4. ZONARO AKARETLER'DE:
Kitapta II. Abdülhamit döneminin saray ressamı Fausto Zonaro'nun Akaretler'de oturduğu söyleniyor. Oturduğu 50 numaralı konut hem iki yolun kesiştiği hem de iki yapı dizisinin birleştiği noktada yer alıyor. Konut bugün W otele ev sahipliği yapıyor.
5. TAYYARE FABRIKASI:
Beşiktaş'ın merkezinde bir fabrika olduğunu düşünün. Hem de tayyare fabrikası. Cumhuriyetin ilk yıllarının mühendislerinden Nuri Demirağ'a ait bu fabrikada uçak üretilmiş. Fabrika 1936-49 yılları arasında açık kalmış ve bugün Deniz Müzesi'nin bulunduğu dört bin metrekareden daha geniş bir alanda hizmet vermiş.
6. MİMAR SİNAN'IN YANINA DEFNEDİLEN TEK MİMAR:
Bu mimar Ali Talat Bey. Beşiktaş Vapur İskelesi ile Büyükdere ve Kuzguncuk iskelelerinde imzası var. Mimar Sinan'ın yanına defnedilen tek mimar olarak adından söz ettiriyor.
7. ZİRAAT MÜZESİ'NDEN KUMARHANE ÖNERİSİNE ÇIRAĞAN SARAYI:
Tüm ihtişamıyla Boğaz'ın önemli yapılarından Çırağan Sarayı'na ait önemli detaylar da var. 1924 yılında Çırağan, Ziraat Müzesi yapılmak istenmiş. Dahası 1928 yılında da ünlü Grand Hotel de Londres'in o zamanki sahibi Francesco Paletto burayı otel ve kumarhaneye dönüştürmek için başvurmuş. Bu yapıya ilişkin bir diğer öneri de, Deniz Müzesi'nin burada yapılması. 1933'te sarayın bahçelerinden birinde ambalaj fabrikası yapılmak üzere İş Bankası'na satılması hakkındaki bir kararname varmış.
8. FERİYE KARAKOLU:
Beşiktaş Ortaköy hattında Feriye Sarayları sıralanır... Bugün Ziya Kalkavan Denizcilik Lisesi, Galatasaray Üniversitesi ve Kabataş Lisesi olarak kullanılan binalar. Bu saray bölgesine yakışacak bir karakol vardır. Bu anıtsal yapı, sekiz yekpare mermer sütunludur. İşte o karakol bugünkü Feriye Kültür Merkezi.

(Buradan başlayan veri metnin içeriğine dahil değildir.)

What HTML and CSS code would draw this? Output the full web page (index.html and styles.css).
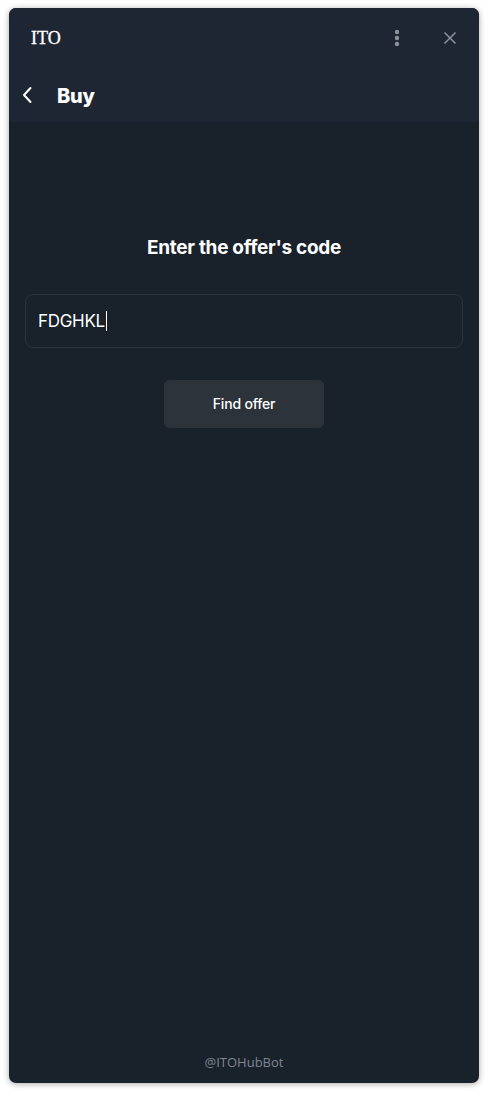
FILE: index.html
```html
<!DOCTYPE html>
<html lang="en">
<head>
<meta charset="utf-8">
<title>ITO</title>
<link rel="stylesheet" href="styles.css">
</head>
<body>
<div class="window">
  <header class="header">
    <div class="titlebar">
      <span class="app-title">ITO</span>
      <div class="title-actions">
        <svg class="icon-more" width="6" height="18" viewBox="0 0 6 18"><circle cx="3" cy="3" r="2.2"/><circle cx="3" cy="9" r="2.2"/><circle cx="3" cy="15" r="2.2"/></svg>
        <svg class="icon-close" width="14" height="14" viewBox="0 0 14 14"><path d="M1.5 1.5 L12.5 12.5 M12.5 1.5 L1.5 12.5"/></svg>
      </div>
    </div>
    <div class="navbar">
      <svg class="icon-back" width="12" height="18" viewBox="0 0 12 18"><path d="M9.5 2 L3 9 L9.5 16"/></svg>
      <h1 class="nav-title">Buy</h1>
    </div>
  </header>
  <main class="content">
    <h2 class="prompt">Enter the offer's code</h2>
    <div class="code-field"><span class="code-value">FDGHKL</span><span class="caret"></span></div>
    <button class="find-btn">Find offer</button>
    <div class="footer">@ITOHubBot</div>
  </main>
</div>
</body>
</html>
```
FILE: styles.css
```css
html, body {
  margin: 0;
  padding: 0;
  background: #ffffff;
}
body {
  padding: 8px 9px 10px 9px;
}
.window {
  width: 470px;
  height: 1075px;
  border-radius: 7px;
  overflow: hidden;
  background: #19212b;
  box-shadow: 0 1px 6px rgba(0,0,0,0.35);
  display: flex;
  flex-direction: column;
}
.header {
  background: #1e2633;
  height: 114px;
  display: flex;
  flex-direction: column;
}
.titlebar {
  height: 60px;
  display: flex;
  align-items: center;
  justify-content: space-between;
  padding: 0 22px 0 22px;
}
.app-title {
  font-family: "Liberation Serif", "Times New Roman", serif;
  font-size: 18px;
  color: #ffffff;
  padding-top: 1px;
  -webkit-text-stroke: 0.3px #ffffff;
}
.title-actions {
  display: flex;
  align-items: center;
  gap: 43px;
}
.icon-more { fill: #8c929b; }
.icon-close { stroke: #8c929b; stroke-width: 1.5; fill: none; }
.navbar {
  height: 54px;
  display: flex;
  align-items: center;
  padding-left: 12px;
  gap: 24px;
}
.icon-back { stroke: #ffffff; stroke-width: 2; fill: none; stroke-linecap: round; stroke-linejoin: round; }
.nav-title {
  margin: 0;
  padding-top: 2px;
  font-family: Inter, "Liberation Sans", sans-serif;
  font-weight: 800;
  font-size: 20px;
  color: #ffffff;
  letter-spacing: -0.3px;
}
.content {
  flex: 1;
  display: flex;
  flex-direction: column;
  align-items: center;
  padding: 114px 16px 0 16px;
}
.prompt {
  margin: 0;
  font-family: Inter, "Liberation Sans", sans-serif;
  font-weight: 700;
  font-size: 19px;
  line-height: 24px;
  color: #ffffff;
  letter-spacing: -0.3px;
}
.code-field {
  align-self: stretch;
  margin-top: 34px;
  height: 52px;
  border: 1px solid #2b333f;
  border-radius: 8px;
  display: flex;
  align-items: center;
  padding: 0 12px;
}
.code-value {
  font-family: Inter, "Liberation Sans", sans-serif;
  font-size: 17px;
  color: #ffffff;
  letter-spacing: -0.3px;
}
.caret {
  width: 1px;
  height: 20px;
  background: #ffffff;
  margin-left: 1px;
}
.find-btn {
  margin-top: 32px;
  width: 160px;
  height: 48px;
  border: none;
  border-radius: 6px;
  background: #2d333b;
  color: #ffffff;
  font-family: Inter, "Liberation Sans", sans-serif;
  font-weight: 500;
  font-size: 14px;
  letter-spacing: -0.2px;
  padding: 0 0 2px 0;
}
.footer {
  margin-top: auto;
  padding-bottom: 12px;
  font-family: "Open Sans", "Noto Sans", sans-serif;
  font-size: 13px;
  color: #7f8690;
}
```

9. PARİS'TE SERGİLENEN KÖPRÜ:
1855 yılında düzenlenen Paris Dünya Sergisi'nde İstanbul Boğazı için tanıtılan köprü önerisi de var. Kent haritası üzerindeki görünümü ile detayların olduğu birden fazla maketi de sergilenmiş. Köprü, Sarayburnu ile Üsküdar'ı bağlamayı hedefliyor.
10. BOĞAZ MANZARASINDA TUĞLA ÜRETİMİ:
Büyükdere'nin önemli bir yönü de endüstriyel üretime ev sahipliği yapması. 19. yüzyıl sonlarında burada önemli bir tuğla üretimi olmuş. Bu tuğlalar özellikle Beyoğlu'ndaki birçok yapıda kullanılmış. Hatta Rumelihisarı'ndaki Yusuf Ziya Paşa Köşkü'nün inşasında da bu tuğlalar kullanılmış. Tuğla üretimi için yapılan hafriyat ve aşırı yağmur nedeniyle 1955 yılında İstanbul'un önemli heyelanlarından biri burada yaşanmış.